*Payroll Setup > Company Setup > Formulas*

# Basic Formulas

This page provides more information about the use of formulas when creating custom items. To learn more about custom items, go to:

To create a formula for a custom item, you should have already selected the type of custom item, given it a name and selected “Formula” from the ** Input Type** drop down menu. An additional field will then appear:

- Enter a
by starting with an “=”.**Formula** - You can then also enter variables, numbers and basic mathematical operators such as +, -, *, /, and ( ).

Examples of basic formulas that could be entered in the * Formula *field are the following:

- = normal_rate * 40 * 25
- = (basic_salary + normal_pay) / 4.3333 * 0.3333

Variables and functions which can be used when creating formulas are:

### Variables

- basic_salary: Basic Salary (salaried employees)
- normal_pay: Basic Hourly Pay (hourly paid employees)
- normal_rate: Hourly Rate
- shifts_worked: Number of shifts worked
- total_income: Total income
- periods_in_year
- hourly_paid
- weeks
- default_days_worked: For monthly employees, equal to their full days per week (Regular Hours) x 4.333. For weekly paid employees, full days per week (Regular Hours).
- days_with_leave_for_system_type:
- For example: =normal_rate * days_with_leave_for_system_type(‘unpaid’). This would be the number of days taken with unpaid leave. Note: This considers days with unpaid leave, not days of unpaid leave.

### Functions

- min: Used to select the lowest of the values in the list provided to it.
- For example: =min(50,100) = 50

- max: Used to select the highest of the values in the list provided to it.
- For example: =max(50,100) = 100

- round: The number in brackets will be rounded up or down depending on the decimal.

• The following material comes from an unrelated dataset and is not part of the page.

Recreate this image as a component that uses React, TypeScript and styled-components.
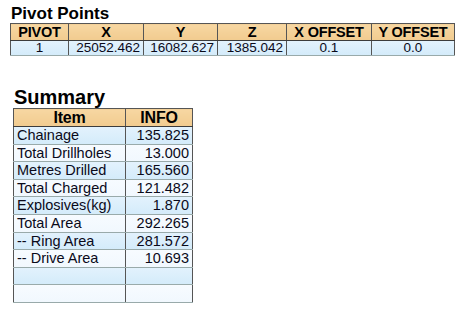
import React, { FC } from 'react';
import styled, { createGlobalStyle } from 'styled-components';

const GlobalStyle = createGlobalStyle`
  body {
    margin: 0;
    background: #ffffff;
    font-family: 'Liberation Sans', Arial, sans-serif;
    color: #000;
  }
`;

const Page = styled.div`
  width: 459px;
  height: 317px;
  padding: 4px 0 0 10px;
  box-sizing: border-box;
  display: flex;
  flex-direction: column;
`;

const Section = styled.section<{ $indent?: number; $gap?: number }>`
  margin-left: ${(p) => p.$indent ?? 0}px;
  margin-top: ${(p) => p.$gap ?? 0}px;
`;

const Title = styled.h2<{ $size: number; $h: number }>`
  margin: 0 0 0 1px;
  font-size: ${(p) => p.$size}px;
  font-weight: bold;
  line-height: ${(p) => p.$h}px;
  height: ${(p) => p.$h}px;
  white-space: nowrap;
`;

const Grid = styled.table`
  border-collapse: collapse;
  table-layout: fixed;
  border: 1px solid #3c3c3c;
`;

const HeadCell = styled.th<{ $w: number; $size: number; $h: number }>`
  width: ${(p) => p.$w}px;
  height: ${(p) => p.$h}px;
  padding: 0 2px;
  border: 1px solid #555;
  border-bottom-color: #3c3c3c;
  background: linear-gradient(#f7d7a2, #f1cb8f);
  font-weight: bold;
  font-size: ${(p) => p.$size}px;
  line-height: ${(p) => p.$h}px;
  text-align: center;
  white-space: nowrap;
  letter-spacing: -0.2px;
`;

const Row = styled.tr<{ $alt?: boolean }>`
  background: ${(p) =>
    p.$alt
      ? 'linear-gradient(#f7fbff, #f1f8fe)'
      : 'linear-gradient(#e3f2fd, #d3ebfa)'};
`;

const Cell = styled.td<{ $align?: 'left' | 'right' | 'center'; $h: number; $size: number }>`
  height: ${(p) => p.$h}px;
  padding: 0 3px;
  border: 1px solid #555;
  border-top-color: #9aa;
  border-bottom-color: #9aa;
  text-align: ${(p) => p.$align ?? 'left'};
  font-size: ${(p) => p.$size}px;
  line-height: ${(p) => p.$h}px;
  white-space: nowrap;
  color: #0a0a1a;
`;

const pivotCols = [
  { name: 'PIVOT', w: 53 },
  { name: 'X', w: 70 },
  { name: 'Y', w: 69 },
  { name: 'Z', w: 64 },
  { name: 'X OFFSET', w: 80 },
  { name: 'Y OFFSET', w: 78 },
];

const pivotRow = ['1', '25052.462', '16082.627', '1385.042', '0.1', '0.0'];
const pivotAlign: ('center' | 'right')[] = ['center', 'right', 'right', 'right', 'center', 'center'];

const summary: [string, string][] = [
  ['Chainage', '135.825'],
  ['Total Drillholes', '13.000'],
  ['Metres Drilled', '165.560'],
  ['Total Charged', '121.482'],
  ['Explosives(kg)', '1.870'],
  ['Total Area', '292.265'],
  ['-- Ring Area', '281.572'],
  ['-- Drive Area', '10.693'],
  ['', ''],
  ['', ''],
];

const App: FC = () => (
  <>
    <GlobalStyle />
    <Page>
      <Section>
        <Title $size={17} $h={19}>Pivot Points</Title>
        <Grid>
          <thead>
            <tr>
              {pivotCols.map((c) => (
                <HeadCell key={c.name} $w={c.w} $size={14.5} $h={16}>
                  {c.name}
                </HeadCell>
              ))}
            </tr>
          </thead>
          <tbody>
            <Row>
              {pivotRow.map((v, i) => (
                <Cell key={i} $h={14} $size={13.5} $align={pivotAlign[i]}>
                  {v}
                </Cell>
              ))}
            </Row>
          </tbody>
        </Grid>
      </Section>

      <Section $indent={3} $gap={31}>
        <Title $size={20} $h={21}>Summary</Title>
        <Grid>
          <thead>
            <tr>
              <HeadCell $w={107} $size={16} $h={17}>Item</HeadCell>
              <HeadCell $w={62} $size={16} $h={17}>INFO</HeadCell>
            </tr>
          </thead>
          <tbody>
            {summary.map(([k, v], i) => (
              <Row key={i} $alt={i % 2 === 1}>
                <Cell $h={16.6} $size={14.5}>{k}</Cell>
                <Cell $h={16.6} $size={14.5} $align="right">
                  {v}
                </Cell>
              </Row>
            ))}
          </tbody>
        </Grid>
      </Section>
    </Page>
  </>
);

export default App;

This functions as per the regular rounding of numbers.
- For example: =round(1.1) = 1 or =round(1.5) = 2

- ceiling: Rounds up the number in brackets to the nearest whole number.
- For example: =ceiling(1.1) = 2

- floor: rounds down the number in brackets to the nearest whole number. The number will always be rounded down regardless of the decimal point.
- For example: =floor(1.1) = 1 or =floor(2.7) = 2

Example 1: Levy An employer must make a contribution that is 0.32% of the employee’s hourly pay, with a maximum contribution of $4.26. Since there is a maximum, the formula must select the lowest of option (1) which is $4.26 and option (2) which is the employee’s pay multiplied by 0.32% = min(4.26, (normal_pay*0.0032)) Example 2: Trade Union deduction An employee must make a contribution of 1% of their hourly pay, plus $1.80. The minimum contribution is $9.13 and the maximum contribution is $16.73. = min(16.73, (max(9.13, (normal_pay*0.01)))) + 1.80 |

# “IF” Statements

## General IF statements

The **IF** function returns one value if the specified condition is true and another **IF** false. The **IF statement** is also known as a logical formula: If, then, else. If** **something is true, then do this, else/otherwise do that.

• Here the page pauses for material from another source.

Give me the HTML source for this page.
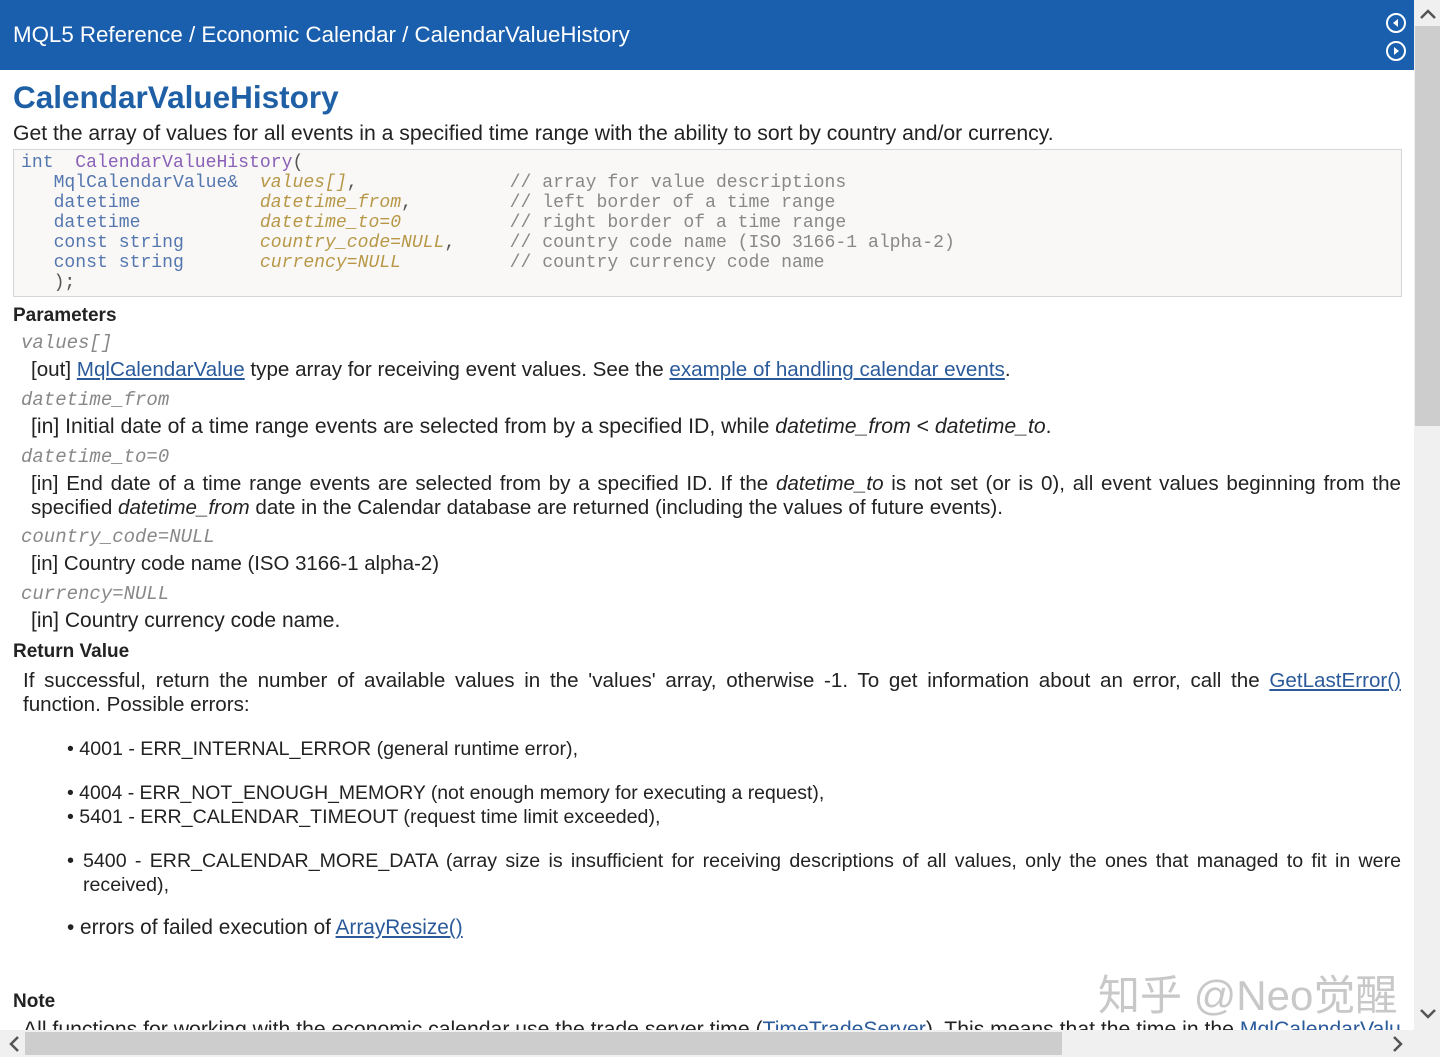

The **IF** statement works as follows:

`if (condition, true statement, false statement) `

**For example:** Suppose that the company deducts a staff social fund contribution based on how much an employee earns. If the employee’s salary is greater than $1 000, then the contribution is $10, but if the employees earns less than $1 000, then the contribution is $8.

The formula will be written as:

= if (basic_salary>1000, 10, 8)

This means that if the basic salary is greater than 1 000, the result will be 10 and if it’s less it will be 8.

## Nested IF statements

A **nested IF statement** is an **IF** **statement** within an **IF statement**. It works as follows:

`if ( condition, true statement , ( if ( condition, true statement, false statement) ) `

**For example:** Suppose that the company deducts a staff social fund contribution based on how much an employee earns. If the employee’s salary is greater than $1 000, then the contribution is $10, but if the employees earns between $500 and $1 000, then the contribution is $8, and if they earn less than $500 it is $6.

The formula will be written as follows:

= if (basic_salary>1000, 10, if (basic_salary<500, 6, 8)

This means that if the basic_salary is greater than 1 000, the result will be 10. Otherwise, if the salary is less than 500, the result will be 6, otherwise it will be 8.